Requirements: Return each line containing the string "components".

Supplied information:
****
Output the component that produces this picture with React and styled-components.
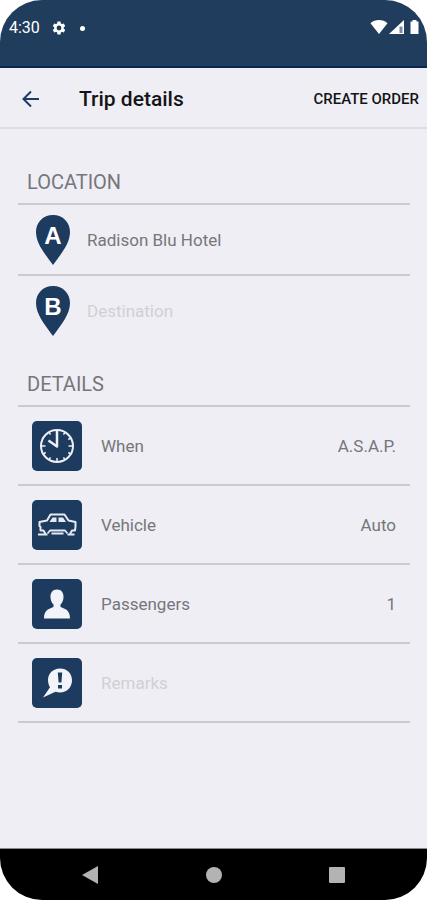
import { useState } from "react";
import styled, { createGlobalStyle } from "styled-components";

const GlobalStyle = createGlobalStyle`
  *, *::before, *::after {
    box-sizing: border-box;
  }

  body {
    margin: 0;
    background: #ffffff;
    font-family: Roboto, "Liberation Sans", sans-serif;
  }
`;

const GearIcon = () => (
  <svg width="16" height="16" viewBox="0 0 24 24" fill="#fff" aria-hidden="true">
    <path d="M19.14 12.94c.04-.3.06-.61.06-.94 0-.32-.02-.64-.07-.94l2.03-1.58a.49.49 0 0 0 .12-.61l-1.92-3.32a.49.49 0 0 0-.59-.22l-2.39.96c-.5-.38-1.03-.7-1.62-.94l-.36-2.54a.48.48 0 0 0-.48-.41h-3.84c-.24 0-.43.17-.47.41l-.36 2.54c-.59.24-1.13.57-1.62.94l-2.39-.96a.49.49 0 0 0-.59.22L2.74 8.87c-.12.21-.08.47.12.61l2.03 1.58c-.05.3-.09.63-.09.94s.02.64.07.94l-2.03 1.58a.49.49 0 0 0-.12.61l1.92 3.32c.12.22.37.29.59.22l2.39-.96c.5.38 1.03.7 1.62.94l.36 2.54c.05.24.24.41.48.41h3.84c.24 0 .44-.17.47-.41l.36-2.54c.59-.24 1.13-.56 1.62-.94l2.39.96c.22.08.47 0 .59-.22l1.92-3.32a.49.49 0 0 0-.12-.61l-2.01-1.58zM12 15.6a3.6 3.6 0 1 1 0-7.2 3.6 3.6 0 0 1 0 7.2z" />
  </svg>
);

const SignalIcons = () => (
  <svg width="49" height="16" viewBox="0 0 49 16" fill="#fff" aria-hidden="true">
    <path d="M0.5 4.2C5 0 13 0 17.500 4.2L9 15z" />
    <path d="M34 1V15H19z" />
    <path d="M29.500 7.500H32.500V14H29.500z" fill="#203d5e" opacity="0.6" />
    <path d="M42.500 1h4v1.500h2V15h-8V2.500h2z" />
  </svg>
);

const BackArrow = () => (
  <svg width="18" height="18" viewBox="0 0 18 18" fill="none" aria-hidden="true">
    <path d="M17 9H2M9 1.500L1.500 9L9 16.500" stroke="#203a66" strokeWidth="2" />
  </svg>
);

const Pin = ({ letter }) => (
  <svg width="34" height="50" viewBox="0 0 34 50" aria-hidden="true">
    <path
      d="M17 0C7 0 0 7.500 0 17c0 11.500 9 22 17 33 8-11 17-21.500 17-33C34 7.500 27 0 17 0z"
      fill="#1d3a5f"
    />
    <PinLetter x="17" y="29" textAnchor="middle">
      {letter}
    </PinLetter>
  </svg>
);

const ClockIcon = () => (
  <svg width="50" height="50" viewBox="0 0 50 50" fill="none" stroke="#eef0f6" aria-hidden="true">
    <circle cx="25" cy="25" r="16" strokeWidth="2" />
    <path d="M25 9.500V25.500L16.500 19.500" strokeWidth="2.500" strokeLinejoin="round" />
    <path
      d="M25 37v4M9 25h4.500M36.500 25H41M17 38.900l1.500-2.600M33 38.900l-1.500-2.600M11.100 33l2.600-1.500M38.900 33l-2.600-1.500M38.900 17l-2.600 1.500M33 11.100l-1.500 2.600M17 11.100l1.500 2.600"
      strokeWidth="1.500"
    />
  </svg>
);

const CarIcon = () => (
  <svg width="50" height="50" viewBox="0 0 50 50" fill="none" stroke="#e6ebf3" aria-hidden="true">
    <path
      d="M13.500 34L11.500 30.500H8.500V27L7.500 26V22L15 20.500L18.500 14.500H32.500L36.500 20.500L43.500 22V26.500L43 30.500H40L38 34"
      strokeWidth="2"
      strokeLinejoin="round"
    />
    <path
      d="M15.500 33.500L18 30.500H33L35.500 33.500M19.500 33.500H31.500"
      strokeWidth="1.800"
      strokeLinejoin="round"
    />
    <path d="M17.500 22L20.500 17.500H24.500V22zM26.500 17.500H31L34 22H26.500z" fill="#e6ebf3" stroke="none" />
    <path d="M6 34.500H15.500M35.500 34.500H42.500" strokeWidth="2" />
  </svg>
);

const PersonIcon = () => (
  <svg width="50" height="50" viewBox="0 0 50 50" fill="#f3f4f9" aria-hidden="true">
    <path d="M25 10.500c-4.500 0-6.800 3.500-6.500 8 .2 3 1.300 5.500 3 7v2.500c-3.500 1.800-9.500 2-9.500 11.500h26c0-9.500-6-9.700-9.500-11.500v-2.500c1.700-1.500 2.800-4 3-7 .3-4.500-2-8-6.500-8z" />
  </svg>
);

const RemarkIcon = () => (
  <svg width="50" height="50" viewBox="0 0 50 50" aria-hidden="true">
    <path
      d="M28 10.500c-7 0-12 5-12 11.500 0 3 .8 5.300 2 7.200L11 39.500l12.500-5.800c1.400.5 3 .8 4.500.8 7 0 12-5.500 12-12.300S35 10.500 28 10.500z"
      fill="#f3f4f9"
    />
    <path d="M25.800 14.500h4.400l-.8 10h-2.800zM26 27h4v3.500h-4z" fill="#1d3a5f" />
  </svg>
);

const options = [
  { id: 0, label: "When", value: "A.S.A.P.", Icon: ClockIcon },
  { id: 1, label: "Vehicle", value: "Auto", Icon: CarIcon },
  { id: 2, label: "Passengers", value: "1", Icon: PersonIcon },
];

const App = () => {
  const [pickup, setPickup] = useState("Radison Blu Hotel");
  const [destination, setDestination] = useState("");
  const [remarks, setRemarks] = useState("");

  return (
    <Phone>
      <GlobalStyle />
      <StatusBar>
        <StatusGroup>
          <span>4:30</span>
          <GearIcon />
          <Dot />
        </StatusGroup>
        <SignalIcons />
      </StatusBar>

      <Header>
        <BackButton type="button" aria-label="Back">
          <BackArrow />
        </BackButton>
        <Title>Trip details</Title>
        <CreateButton type="button">CREATE ORDER</CreateButton>
      </Header>

      <Content>
        <section>
          <SectionTitle>LOCATION</SectionTitle>
          <LocationRow $line>
            <Pin letter="A" />
            <Field
              aria-label="Pickup"
              value={pickup}
              onChange={(e) => setPickup(e.target.value)}
            />
          </LocationRow>
          <LocationRow>
            <Pin letter="B" />
            <Field
              aria-label="Destination"
              placeholder="Destination"
              value={destination}
              onChange={(e) => setDestination(e.target.value)}
            />
          </LocationRow>
        </section>

        <section>
          <SectionTitle>DETAILS</SectionTitle>
          {options.map(({ id, label, value, Icon }) => (
            <OptionRow as="button" type="button" key={id}>
              <Tile>
                <Icon />
              </Tile>
              <span>{label}</span>
              <OptionValue>{value}</OptionValue>
            </OptionRow>
          ))}
          <OptionRow>
            <Tile>
              <RemarkIcon />
            </Tile>
            <Field
              aria-label="Remarks"
              placeholder="Remarks"
              value={remarks}
              onChange={(e) => setRemarks(e.target.value)}
            />
          </OptionRow>
        </section>
      </Content>

      <NavBar>
        <NavButton type="button" aria-label="Back">
          <svg width="18" height="20" viewBox="0 0 18 20">
            <path d="M17 1V19L1 10z" fill="#b3b3b3" />
          </svg>
        </NavButton>
        <NavButton type="button" aria-label="Home">
          <svg width="18" height="20" viewBox="0 0 18 20">
            <circle cx="9" cy="10" r="8" fill="#b3b3b3" />
          </svg>
        </NavButton>
        <NavButton type="button" aria-label="Recent apps">
          <svg width="18" height="20" viewBox="0 0 18 20">
            <rect x="1" y="2" width="16" height="16" rx="1" fill="#b3b3b3" />
          </svg>
        </NavButton>
      </NavBar>
    </Phone>
  );
};

const Phone = styled.div`
  display: flex;
  flex-direction: column;
  min-height: 100vh;
  overflow: hidden;
  border-radius: 42px;
  background: #efeef4;
  color: #76767b;
  font-size: 17px;
  line-height: 24px;
`;

const StatusBar = styled.div`
  display: flex;
  justify-content: space-between;
  align-items: flex-start;
  height: 68px;
  padding: 19px 8px 0 9px;
  background: #203d5e;
  border-bottom: 2px solid #0c2550;
  color: #ffffff;
  font-size: 16px;
  line-height: 18px;
`;

const StatusGroup = styled.div`
  display: flex;
  align-items: center;
  gap: 11px;
`;

const Dot = styled.span`
  width: 5px;
  height: 5px;
  margin-left: 2px;
  border-radius: 50%;
  background: #ffffff;
`;

const Header = styled.header`
  display: flex;
  align-items: center;
  height: 61px;
  padding: 3px 8px 0 22px;
  border-bottom: 2px solid #dddce2;
  color: #141416;
`;

const BackButton = styled.button`
  display: flex;
  padding: 0;
  border: none;
  background: none;
  cursor: pointer;
`;

const Title = styled.h1`
  flex: 1;
  margin: 0 0 0 39px;
  font-size: 21px;
  font-weight: 500;
  line-height: 28px;
`;

const CreateButton = styled.button`
  padding: 0;
  border: none;
  background: none;
  color: inherit;
  font-family: inherit;
  font-size: 15px;
  font-weight: 500;
  line-height: 20px;
  cursor: pointer;
`;

const Content = styled.main`
  display: flex;
  flex: 1;
  flex-direction: column;
  gap: 15px;
  padding: 29px 17px 0 18px;
`;

const SectionTitle = styled.h2`
  margin: 0;
  padding: 12px 9px 9px;
  border-bottom: 2px solid #cbcad0;
  font-size: 20px;
  font-weight: 400;
  line-height: 24px;
`;

const LocationRow = styled.label`
  display: flex;
  align-items: center;
  gap: 17px;
  height: ${(props) => (props.$line ? "71px" : "69px")};
  padding: 0 18px;
  border-bottom: ${(props) => (props.$line ? "2px solid #cbcad0" : "none")};
`;

const OptionRow = styled.label`
  display: flex;
  align-items: center;
  gap: 19px;
  width: 100%;
  height: 79px;
  padding: 0 14px;
  border: none;
  border-bottom: 2px solid #cbcad0;
  background: none;
  color: inherit;
  font: inherit;
  text-align: left;
  cursor: pointer;
`;

const Tile = styled.span`
  display: flex;
  flex-shrink: 0;
  width: 50px;
  height: 50px;
  border-radius: 5px;
  background: #1d3a5f;
`;

const OptionValue = styled.span`
  margin-left: auto;
`;

const Field = styled.input`
  flex: 1;
  min-width: 0;
  padding: 0;
  border: none;
  outline: none;
  background: none;
  color: inherit;
  font: inherit;

  &::placeholder {
    color: #d0d0d6;
    opacity: 1;
  }
`;

const PinLetter = styled.text`
  fill: #ffffff;
  font-family: "Liberation Sans", Arial, sans-serif;
  font-size: 24px;
  font-weight: 700;
`;

const NavBar = styled.nav`
  display: flex;
  justify-content: space-between;
  align-items: center;
  height: 52px;
  padding: 0 81px;
  border-top: 1px solid #8a8a8c;
  background: #000000;
`;

const NavButton = styled.button`
  display: flex;
  padding: 0;
  border: none;
  background: none;
  cursor: pointer;
`;

export default App;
****
Response to the task:
Output the component that produces this picture with React and styled-components.
import styled, { createGlobalStyle } from "styled-components";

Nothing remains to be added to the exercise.